Israel’s foolish foreign policy is condemned in a series of striking images and figures of speech (vv. 7-10). Hosea begins by employing what appears to be a traditional proverb comparing the foolishness of people’s actions to sowing under the wrong type of conditions (v. 7). Stuart suggests that the words reflect the fertility curse of Deuteronomy 28:38 and goes on to point out that “in ancient times sowers would throw their seed with a gentle wind, which help scatter it evenly on a tiled field… . The disaster which brings to naught the planning and effect of the sower is seen in the storm disintegrating and scattering the heads of grain before they can be harvested.”3 Thus Israel’s foreign policy, like unwise farming procedures, will ultimately fail. Whatever temporary gain might appear to have been made will ultimately be violently overturned by the mighty “whirlwind” of foreign invasion, which will bring a disastrous end to the nation.
Building on the theme of Israel’s defeat, Hosea goes on to declare that Israel will be swallowed up like liquid from a cup. The cup is then discarded as a “worthless piece of pottery.” The simile is an apt one. For the nation, which Israel trusted, will simply drain what it can from Israel and then break off relations with it. When Israel has been drained of its resources through various forms of tribute payment, Assyria will turn on them and destroy them (v. 8).

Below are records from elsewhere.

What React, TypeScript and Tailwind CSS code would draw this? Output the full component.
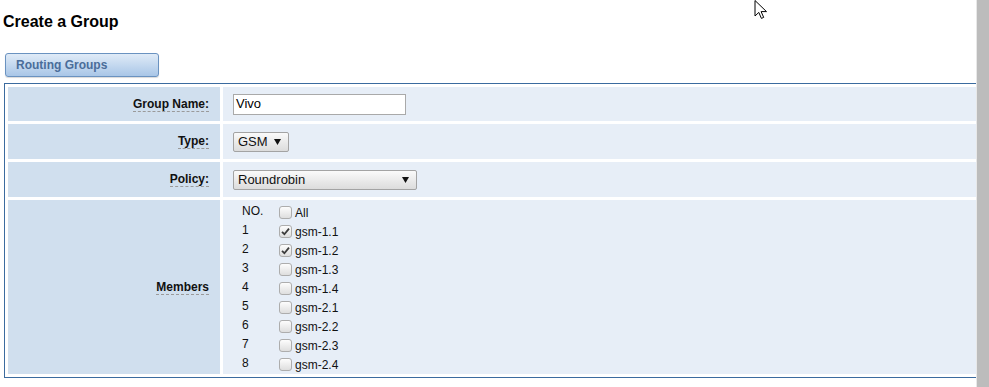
import type { ReactNode } from "react";

const MEMBERS = [
  { no: "1", name: "gsm-1.1", checked: true },
  { no: "2", name: "gsm-1.2", checked: true },
  { no: "3", name: "gsm-1.3", checked: false },
  { no: "4", name: "gsm-1.4", checked: false },
  { no: "5", name: "gsm-2.1", checked: false },
  { no: "6", name: "gsm-2.2", checked: false },
  { no: "7", name: "gsm-2.3", checked: false },
  { no: "8", name: "gsm-2.4", checked: false },
];

function Label({ children }: { children: ReactNode }) {
  return (
    <div className="flex items-center justify-end bg-[#d0dfee] pr-[11px]">
      <span className="border-b border-dashed border-[#9a9a9a] text-[12px] font-bold leading-[14px] text-[#111]">
        {children}
      </span>
    </div>
  );
}

function Checkbox({ checked }: { checked: boolean }) {
  return (
    <span className="mt-[4px] flex h-[13px] w-[13px] shrink-0 items-center justify-center rounded-[3px] border border-[#adadad] bg-gradient-to-b from-[#fdfdfd] to-[#dedede]">
      {checked && (
        <svg width="9" height="9" viewBox="0 0 9 9">
          <path d="M1 4.8 3.4 7.2 8 1.6" fill="none" stroke="#3c3c3c" strokeWidth="1.8" />
        </svg>
      )}
    </span>
  );
}

function Select({ value, width }: { value: string; width: string }) {
  return (
    <div
      className={`flex h-[20px] items-center justify-between rounded-[2px] border border-[#a3a3a3] bg-gradient-to-b from-[#fafafa] to-[#dcdcdc] pl-[4px] pr-[7px] text-[13px] leading-[16px] text-[#111] ${width}`}
    >
      <span>{value}</span>
      <svg width="7" height="7" viewBox="0 0 7 7">
        <path d="M0 1h7L3.5 7z" fill="#111" />
      </svg>
    </div>
  );
}

export default function App() {
  return (
    <div className="flex h-[387px] w-[989px] overflow-hidden bg-white font-['Liberation_Sans',Arial,sans-serif]">
      <div className="relative flex-1 overflow-hidden">
        <h1 className="ml-[3px] mt-[13px] text-[16px] font-bold leading-[18px] text-black">Create a Group</h1>

        <div className="ml-[5px] mt-[22px] flex h-[24px] w-[154px] items-center rounded-[3px] border border-[#6a92c0] bg-gradient-to-b from-[#e0ebf7] to-[#a9c6e7] pl-[10px] shadow-[0_1px_1px_rgba(0,0,0,0.15)]">
          <span className="text-[12px] font-bold leading-[14px] text-[#4a6d9a]">Routing Groups</span>
        </div>

        <div className="ml-[4px] mt-[6px] grid grid-cols-[212px_1fr] grid-rows-[34px_35px_35px_174px] gap-[3px] border border-r-0 border-[#3b6b9f] p-[3px] pr-0">
          <Label>Group Name:</Label>
          <div className="flex items-center bg-[#e7eef7] pl-[10px]">
            <div className="flex h-[21px] w-[173px] items-center border border-[#a9a9a9] bg-white pl-[2px] text-[13px] leading-[16px] text-black">
              Vivo
            </div>
          </div>

          <Label>Type:</Label>
          <div className="flex items-center bg-[#e7eef7] pl-[10px]">
            <Select value="GSM" width="w-[56px]" />
          </div>

          <Label>Policy:</Label>
          <div className="flex items-center bg-[#e7eef7] pl-[10px]">
            <Select value="Roundrobin" width="w-[184px]" />
          </div>

          <Label>Members</Label>
          <div className="bg-[#e7eef7] pl-[19px] pt-[2px] text-[12px] leading-[14px] text-[#111]">
            <div className="flex h-[19px]">
              <span className="w-[37px] pt-[2px]">NO.</span>
              <Checkbox checked={false} />
              <span className="ml-[3px] pt-[4px]">All</span>
            </div>
            {MEMBERS.map((m) => (
              <div key={m.name} className="flex h-[19px]">
                <span className="w-[37px] pt-[2px]">{m.no}</span>
                <Checkbox checked={m.checked} />
                <span className="ml-[3px] pt-[4px]">{m.name}</span>
              </div>
            ))}
          </div>
        </div>

        {/* mouse pointer captured in the screenshot */}
        <svg className="absolute left-[754px] top-0" width="14" height="20" viewBox="0 0 14 20">
          <path d="M1 0.5V16l3.8-3.6 2.6 6 2.3-1-2.6-5.8H12.5z" fill="#fff" stroke="#000" strokeWidth="1" strokeLinejoin="round" />
        </svg>
      </div>
      <div className="w-[13px] border-l border-[#e8e8e8] bg-[#bcbcbc]" />
    </div>
  );
}
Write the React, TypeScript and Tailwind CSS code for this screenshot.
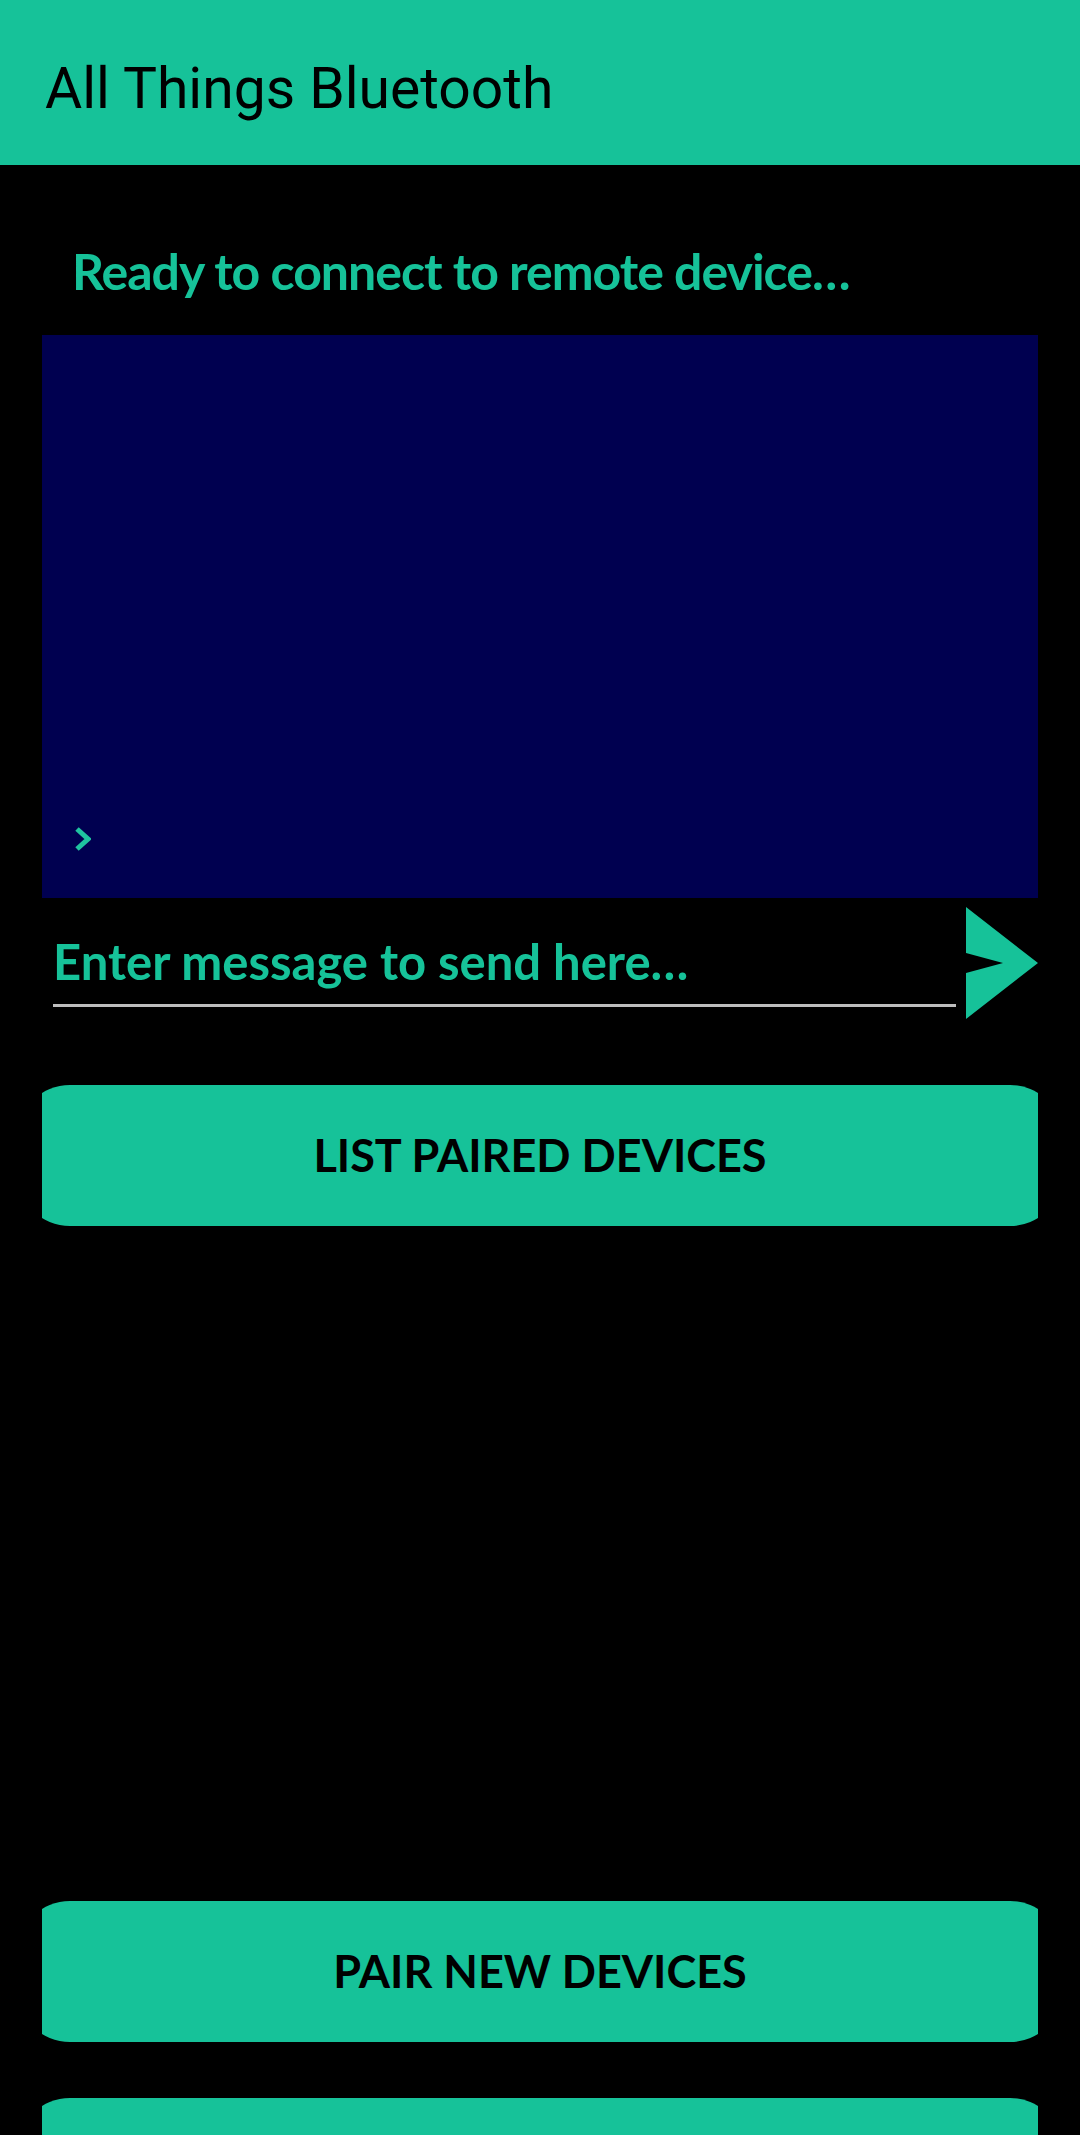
import React from "react";

// Main screen of the bluetooth terminal app
const green = "bg-[#16c299]";

function SendIcon() {
  return (
    <svg width="72" height="112" viewBox="0 0 72 112" className="shrink-0">
      <path d="M0 0 L72 56 L0 112 L0 66 L37 56 L0 46 Z" fill="#16c299" />
    </svg>
  );
}

function ActionButton({ label }: { label?: string }) {
  return (
    <div className="mx-[42px] h-[141px] overflow-hidden shrink-0">
      <button
        className={`${green} -mx-[25px] w-[calc(100%+50px)] h-full rounded-[53px] flex items-center justify-center text-black text-[45px] font-bold leading-none`}
        style={{ fontFamily: "Lato, 'Noto Sans', sans-serif" }}
      >
        {label}
      </button>
    </div>
  );
}

export default function App() {
  return (
    <div
      className="h-[2135px] w-full overflow-hidden bg-black flex flex-col"
      style={{ fontFamily: "Lato, 'Noto Sans', sans-serif" }}
    >
      {/* Toolbar */}
      <header className={`${green} h-[165px] shrink-0 flex items-center pl-[45px] pt-[12px]`}>
        <h1
          className="text-[57px] text-black leading-none"
          style={{ fontFamily: "Roboto, sans-serif" }}
        >
          All Things Bluetooth
        </h1>
      </header>

      {/* Status line */}
      <div className="h-[170px] shrink-0 pl-[72px] pt-[81px]">
        <p className="text-[#16c299] text-[50px] font-bold leading-none tracking-[-1px]">
          Ready to connect to remote device…
        </p>
      </div>

      {/* Received messages */}
      <div className="mx-[42px] h-[563px] shrink-0 bg-[#000050] flex flex-col justify-end pl-[33px] pb-[47px]">
        <svg width="16" height="24" viewBox="0 0 16 24">
          <polyline points="2,2 13,12 2,22" fill="none" stroke="#1fc3a0" strokeWidth="5" />
        </svg>
      </div>

      {/* Message input + send */}
      <div className="h-[187px] shrink-0 flex items-start pl-[53px] pr-[42px] pt-[9px]">
        <div className="flex-1 mr-[10px] border-b-[3px] border-[#bdbdbd] h-[100px] flex items-end pb-[18px]">
          <span className="text-[#16c299] text-[49px] font-bold leading-none">
            Enter message to send here…
          </span>
        </div>
        <SendIcon />
      </div>

      <ActionButton label="LIST PAIRED DEVICES" />

      {/* Paired device list (empty) */}
      <div className="h-[675px] shrink-0" />

      <ActionButton label="PAIR NEW DEVICES" />
      <div className="h-[56px] shrink-0" />
      <ActionButton />
    </div>
  );
}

In another simile Israel is likened to a wild donkey lusting after its mate. In much the same way Israel sought the favor of Assyria rather than trusting in Yahweh. It had wandered away from Him and sought its security and satisfaction from a human nation. Decisions made under the strong influence of emotions or passion are seldom wise. And so it would prove to be for God’s people (v. 9a). As Fausset remarks, “Whenever professing believers, instead of making God their confidence, have recourse to the godless world and its unhallowed powers, at the cost of religious principle, to save them from anticipated evils, God, in just retribution, makes those very world-powers the instruments of executing His judgments on them.”4
The following simile only strengthens the imagery further (v. 9b). Here Hosea compares Israel’s vacillating foreign policy of seeking the good will of the nations to the business of prostitution. Garrett suggests that the simile deals with a man who “tries to gain love by giving money to prostitutes, only to discover that he has both squandered his money and gained no love in return.”5 Oestreich, however, proposes an interesting twist. He finds in verse 9 two absurd similes. In the first, the wild ass, rather than staying with the herd, has wandered off by itself and thus become exposed to great danger: “Like the animal that normally belongs to a herd but has separated himself, thus Israel has isolated himself and acted against his very nature. Normally, no wild ass or other gregarious animal would do so. When it loses contact with the herd it is in great danger to become the victim of beasts of prey.”6 Then, with a play on the sounds and consonants of a wild ass arp and Ephraim (<yrpa) Israel, the lusting wild ass becomes the prostitute who contrary to normal circumstances paid her lovers (i.e., the nations; cf. Ezek. 16:33).7
Under either interpretation Israel’s foreign policy is desperately foolish and fraught with great danger. Much like Gomer, Hosea’s wife, Israel has wandered off from Yahweh, her “husband” and sought other nations and their gods. Such is sheer spiritual harlotry. Worse still, Israel’s foreign policy has caused exorbitant payments to be made, especially to Assyria (cf. 2 Kings 17:3-4). This situation may well reflect the tremendous cost that Israel paid for its submission to Tiglath-pileser III (2 Kings 15:19-20).8
Israel’s foreign policy would cost them a great deal more, however. For the Lord, the controller of history, from whom Israel has turned away, was about to gather His “wild donkey.” It was not to bring it back to the herd (i.e., to His favor) at this time but for judgment. This will lead not only to the defeat and exile of Israel but to severe oppression at the hands of the Assyrian king. Indeed, prostitute Israel will find that she has paid not for satisfaction but for devastation (v. 10).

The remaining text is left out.